Archbishop Ramsey: The shape of the Church
Peter Webster
Ashgate £25
(978-0-7546-6596-0)
Church Times Bookshop £22.50
THE memoirs or biographies of 20th-century prime ministers and senior politicians often contain few references to the Archbishop of Canterbury, other bishops, or the Church of England more generally. By contrast, the memoirs and biographies of archbishops and senior churchmen recall close and frequent contact.
Were the church leaders of the last century deluding themselves? Or were our politicians careful to avoid any hint that the Church possessed influence over their decisions? Peter Webster’s book on Michael Ramsey prompts such questions, since political issues are so prominent.
Ramsey has long been regarded as a deeply spiritual theologian and about as unmanagerial an archbishop as you could find. This book contains many of Ramsey’s most significant speeches and sermons, introduced by a lengthy assessment of his ministry as Archbishop.
Webster does not seek to contradict the conventional characterisation, though he emphasises just how involved Ramsey was in the political controversies of his day. Ulster, Rhodesia, South Africa, and Commonwealth immigration were chief among them. Ramsey urged the intervention of British armed forces in Rhodesia as the prospect of a unilateral declaration of independence drew near. He also called for the cessation of British arm sales to South Africa while apartheid continued. He did not lack political courage.
Harold Wilson asked the Archbishop to chair the newly established National Committee for Commonwealth Immigrants in 1965. It was a shrewd, perhaps even cynical, move by a master tactician. The committee had limited powers, and yet it drew Ramsey into the Government’s tent. Webster casts Ramsey as a “political parson” in the mould of George Bell, pursuing a vision of justice at home and resolution of conflict abroad.
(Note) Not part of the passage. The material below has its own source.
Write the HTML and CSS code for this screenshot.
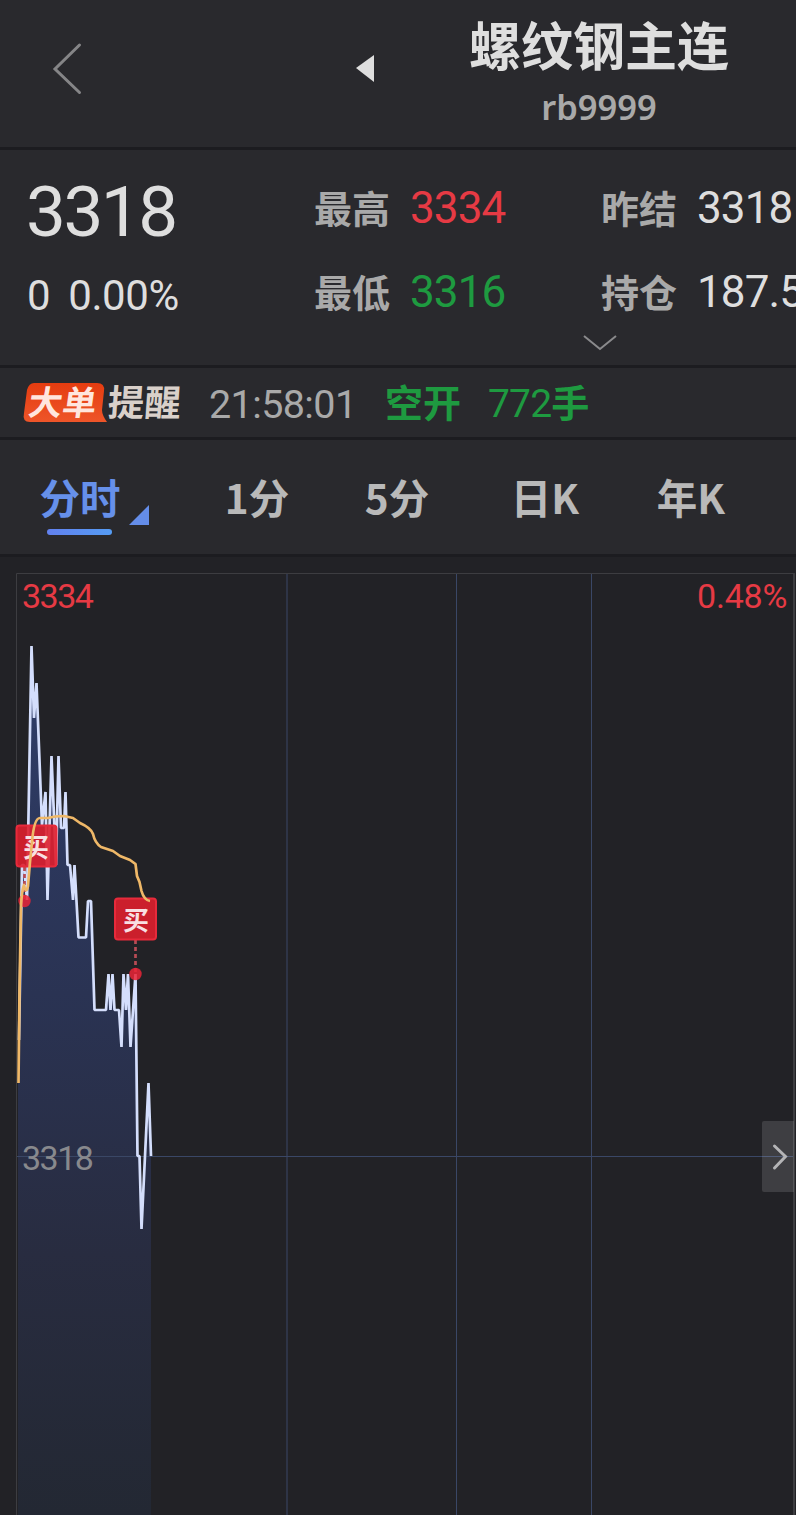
FILE: index.html
```
<!DOCTYPE html>
<html lang="zh-CN">
<head>
    <meta charset="UTF-8">
    <meta name="viewport" content="width=device-width, initial-scale=1.0">
    <title>螺纹钢主连</title>
    <link rel="stylesheet" href="styles.css">
</head>
<body>
    <header class="header">
        <svg class="back" width="32" height="56" viewBox="0 0 32 56">
            <path d="M28.500 4 L4 28 L28.500 51.500" />
        </svg>
        <svg class="prev" width="18" height="27" viewBox="0 0 18 27">
            <path d="M0 13 L18 0 V27 Z" />
        </svg>
        <div class="title">
            <h1>螺纹钢主连</h1>
            <p>rb9999</p>
        </div>
    </header>

    <section class="quote">
        <div class="price">
            <div class="last">3318</div>
            <div class="change"><span>0</span><span>0.00%</span></div>
        </div>
        <div class="stats">
            <div class="stat"><label>最高</label><span class="red">3334</span></div>
            <div class="stat"><label>最低</label><span class="green">3316</span></div>
        </div>
        <div class="stats">
            <div class="stat"><label>昨结</label><span>3318</span></div>
            <div class="stat"><label>持仓</label><span>187.5</span></div>
        </div>
        <svg class="more" width="36" height="18" viewBox="0 0 36 18">
            <path d="M2 2 L18 15 L34 2" />
        </svg>
    </section>

    <section class="alert">
        <svg class="badge" width="162" height="44" viewBox="0 0 162 44">
            <defs>
                <linearGradient id="badge-fill" x1="0" y1="0" x2="0" y2="1">
                    <stop offset="0" stop-color="#e53c10" />
                    <stop offset="1" stop-color="#ee5529" />
                </linearGradient>
            </defs>
            <path d="M11 2 H74 Q82 2 81 10 L79 29 Q79 34 84 41 H7 Q-1 41 1 32 L4 9 Q6 2 11 2 Z" fill="url(#badge-fill)" />
            <text class="badge-hot" transform="translate(4 34) skewX(-8)">大单</text>
            <text class="badge-text" transform="translate(84 35) skewX(-4)">提醒</text>
        </svg>
        <span class="time">21:58:01</span>
        <span class="side">空开</span>
        <span class="volume"><b>772</b>手</span>
    </section>

    <nav class="tabs">
        <a class="tab active">分时</a>
        <a class="tab">1分</a>
        <a class="tab">5分</a>
        <a class="tab">日K</a>
        <a class="tab">年K</a>
    </nav>

    <main class="chart">
        <svg width="796" height="958" viewBox="0 557 796 958">
            <defs>
                <linearGradient id="area" gradientUnits="userSpaceOnUse" x1="0" y1="646" x2="0" y2="1515">
                    <stop offset="0" stop-color="#2f3d69" />
                    <stop offset="0.4" stop-color="#2a3353" />
                    <stop offset="0.7" stop-color="#282c40" />
                    <stop offset="1" stop-color="#232833" />
                </linearGradient>
            </defs>

            <!-- price area -->
            <path fill="url(#area)" d="M18 1515 V1083 L22 865 H24 L27 900 L31.500 646 L34 718 L36.500 683 L42 825 L45.500 792 L47.500 900 L51.500 756 L56 865 L58.500 756 L61 828 H64 L65.500 792 L67.500 865 H70 L73 900 L74.500 865 L78 937 H86 L88 900 H91 L94.500 1010 H106 L108.500 974 L110.500 1010 L112.500 974 L114.500 1010 H119 L121.500 1047 L123.500 974 L126 1010 L128 974 L130.500 1047 L135.500 974 L137.500 1156 H139.500 L141.500 1229 L148.500 1083 L151 1156 V1515 Z" />

            <!-- grid -->
            <path class="frame" d="M16.500 1515 V573.500 H794" />
            <path class="frame right" d="M794 573 V1515" />
            <path class="grid" d="M287 574 V1515 M456.500 574 V1515 M591.500 574 V1515 M17 1156.500 H793" />

            <!-- price line -->
            <path class="line" d="M19 1040 L22 865 H24 L27 900 L31.500 646 L34 718 L36.500 683 L42 825 L45.500 792 L47.500 900 L51.500 756 L56 865 L58.500 756 L61 828 H64 L65.500 792 L67.500 865 H70 L73 900 L74.500 865 L78.500 937.500 H86 L88 901 H91 L94.500 1010 H106 L108.500 974 L110.500 1010 L112.500 974 L114.500 1010 H119 L121.500 1047 L123.500 974 L126 1010 L128 974 L130.500 1047 L135.500 974 L137.500 1156 H139.500 L141.500 1229 L148.500 1083 L151 1156" />

            <!-- buy marks -->
            <g class="mark">
                <path d="M24.500 867 V900" />
                <circle cx="24.500" cy="901" r="6.200" />
                <rect x="16.500" y="825.500" width="40" height="41" rx="3" />
                <text x="36" y="857">买</text>
            </g>
            <g class="mark">
                <path d="M135.500 940 V972" />
                <circle cx="135.500" cy="974" r="6.200" />
                <rect x="115" y="898.500" width="41" height="41" rx="3" />
                <text x="136" y="930">买</text>
            </g>

            <!-- average line -->
            <path class="average" d="M18.500 1083 L19.500 990 L21 905 Q22 890 24 885 Q26 895 28 886 L30 862 L32 842 Q34 818 40 818 L48 818 L55 816.500 L64 816 L73 818 L80 823 Q91 828 93 834 Q95 843 101 847 L113 851 L120 856 L130 860 L135.500 864 L137 876 L139.500 882 L141.500 891 Q144 900 150 901" />

            <text class="axis red" x="22" y="608">3334</text>
            <text class="axis red percent" x="697" y="608">0.48%</text>
            <text class="axis" x="22" y="1170">3318</text>

            <!-- side panel handle -->
            <path class="handle" d="M764 1121 H794 V1192 H764 Q762 1192 762 1190 V1123 Q762 1121 764 1121 Z" />
            <path class="arrow" d="M774.500 1146 L785.500 1156.500 L774.500 1168" />
        </svg>
    </main>
</body>
</html>
```
FILE: styles.css
```
* {
    margin: 0;
    padding: 0;
    box-sizing: border-box;
}

body {
    width: 796px;
    height: 1515px;
    overflow: hidden;
    background-color: #222226;
    color: #dedede;
    font-family: "Noto Sans CJK SC", sans-serif;
}

svg {
    display: block;
    flex-shrink: 0;
    fill: none;
}

/* Header */
.header {
    display: flex;
    height: 150px;
    padding-left: 51px;
    background-color: #29292d;
    border-bottom: 3px solid #1c1c20;
}

.back {
    margin-top: 41px;
    stroke: #858587;
    stroke-width: 3;
    stroke-linecap: round;
}

.prev {
    margin: 55px 0 0 273px;
    fill: #dedede;
}

.title {
    flex: none;
    width: 450px;
    text-align: center;
}

.title h1 {
    margin-top: 6px;
    font-size: 52px;
    font-weight: 700;
    line-height: 76px;
}

.title p {
    margin-top: 2px;
    color: #a9a9a9;
    font-family: "Noto Sans", sans-serif;
    font-size: 34.5px;
    font-weight: 600;
    line-height: 46px;
}

/* Quote */
.quote {
    position: relative;
    display: grid;
    grid-template-columns: 287px 287px 287px;
    height: 218px;
    padding-left: 27px;
    overflow: hidden;
    background-color: #29292d;
    border-bottom: 3px solid #1c1c20;
    font-family: Roboto, sans-serif;
}

.last {
    margin-top: 22px;
    font-size: 71px;
    line-height: 80px;
    letter-spacing: -2.5px;
    text-indent: -1px;
}

.change {
    display: flex;
    gap: 18px;
    margin-top: 19px;
    font-size: 42px;
    line-height: 50px;
    letter-spacing: -0.4px;
}

.stats {
    padding-top: 16px;
}

.stat {
    display: flex;
    align-items: center;
    height: 84px;
}

.stat label {
    width: 96px;
    margin-top: -3px;
    color: #a9a9a9;
    font-family: "Noto Sans CJK SC", sans-serif;
    font-size: 38px;
    font-weight: 700;
}

.stat span {
    font-size: 44px;
    letter-spacing: -0.9px;
}

.red {
    color: #e63a44;
}

.green {
    color: #1e9a40;
}

.more {
    position: absolute;
    left: 582px;
    top: 184px;
    stroke: #8a8a8c;
    stroke-width: 2;
}

/* Large order alert */
.alert {
    display: flex;
    align-items: center;
    height: 72px;
    padding-left: 23px;
    background-color: #29292d;
    border-bottom: 3px solid #1c1c20;
    color: #1e9a40;
    font-size: 38px;
    font-weight: 700;
}

.badge {
    overflow: visible;
}

.badge-hot {
    fill: #ffe6de;
    font-size: 34px;
    font-weight: 700;
}

.badge-text {
    fill: #d9d0ca;
    font-size: 36.5px;
    font-weight: 700;
}

.time {
    width: 176px;
    margin: 3px 0 0 24px;
    color: #a9a9a9;
    font-family: Roboto, sans-serif;
    font-size: 39.5px;
    font-weight: 400;
    letter-spacing: -0.6px;
}

.side {
    width: 103px;
    margin-top: -5px;
}

.volume {
    margin-top: -5px;
}

.volume b {
    font-family: Roboto, sans-serif;
    font-size: 39px;
    font-weight: 400;
    letter-spacing: -0.8px;
}

/* Period tabs */
.tabs {
    display: grid;
    grid-template-columns: 160px 194px 86px 210px 82px;
    height: 117px;
    background-color: #29292d;
    border-bottom: 3px solid #1c1c20;
}

.tab {
    position: relative;
    color: #b9b9b9;
    font-size: 40.5px;
    font-weight: 700;
    line-height: 114px;
    text-align: center;
}

.active {
    color: #6690ea;
}

.active::before {
    content: "";
    position: absolute;
    left: 47px;
    bottom: 19px;
    width: 65px;
    height: 6px;
    border-radius: 3px;
    background: linear-gradient(90deg, #6281ef, #559cf4);
}

.active::after {
    content: "";
    position: absolute;
    left: 129px;
    bottom: 29px;
    width: 20px;
    height: 20px;
    background-color: #648de9;
    clip-path: polygon(100% 0, 100% 100%, 0 100%);
}

/* Chart */
.frame {
    stroke: #3d3d41;
}

.right {
    stroke-width: 2;
}

.grid {
    stroke: #3a4766;
    stroke-width: 1;
}

.line {
    stroke: #d4defc;
    stroke-width: 2.7;
    stroke-linejoin: bevel;
}

.average {
    stroke: #efb868;
    stroke-width: 2.7;
    stroke-linejoin: round;
}

.mark path {
    stroke: #b84b55;
    stroke-width: 2.7;
    stroke-dasharray: 4 3;
}

.mark circle {
    fill: #ea2537;
    fill-opacity: 0.85;
}

.mark rect {
    fill: #de1f2d;
    fill-opacity: 0.9;
    stroke: #e72a3b;
    stroke-width: 2;
}

.mark text {
    fill: #f8dfe2;
    font-size: 26px;
    font-weight: 700;
    text-anchor: middle;
}

.axis {
    fill: #88898d;
    font-family: Roboto, sans-serif;
    font-size: 34px;
    letter-spacing: -1.5px;
}

.axis.red {
    fill: #e63a44;
}

.axis.percent {
    letter-spacing: -0.2px;
}

.handle {
    fill: #ffffff;
    fill-opacity: 0.13;
}

.arrow {
    stroke: #b4b4b6;
    stroke-width: 3;
    stroke-linecap: round;
}
```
The greater autonomy for the Church of England from the State which Ramsey sought was intended, so Webster argues, to enable the Church to be capable of more prophetic utterance. It has never emerged, except, perhaps, in the Runcie years under an archbishop rather at home with the Establishment.
As greater autonomy from the State was secured (Ramsey introduced the Worship and Doctrine Measure in the House of Lords on his final day of office in 1974), the Church of England became increasingly captive to its own internal political factions. Ramsey seems to have been innocent to this possibility. His engagement with national and international politics was strong. His grasp of ecclesiastical politics was immeasurably weaker, and his interest even less. We suffer from the consequences still.
Webster illustrates Ramsey’s limitations in this area in his treatment of the failure of the Anglican Methodist Unity Scheme. I am sure that Webster is right in his judgement that, even in the late 1960s, and certainly by the 1970s, the Scheme was already past its sell-by date, stranded in the ecumenism of a previous age. Ramsey could misjudge theological moods too, perhaps most significantly in his initial reaction to John Robinson’s Honest to God. The Archbishop’s irritation with Robinson’s arrogance and his limited respect for Robinson as a theologian probably did not help.
There is much of value in this book, though sometimes one’s confidence is dented by errors that should have been corrected. To read that in 1927 Ramsey went to Ripon College, Cuddesdon, comes as a surprise. Perhaps most disturbing in a book about Ramsey is the author’s assertion that “the Church of England was born of a rejection of the authority of the Church of Rome.” The writer of The Gospel and the Catholic Church would have had none of that.
The Rt Revd Graham James is the Bishop of Norwich.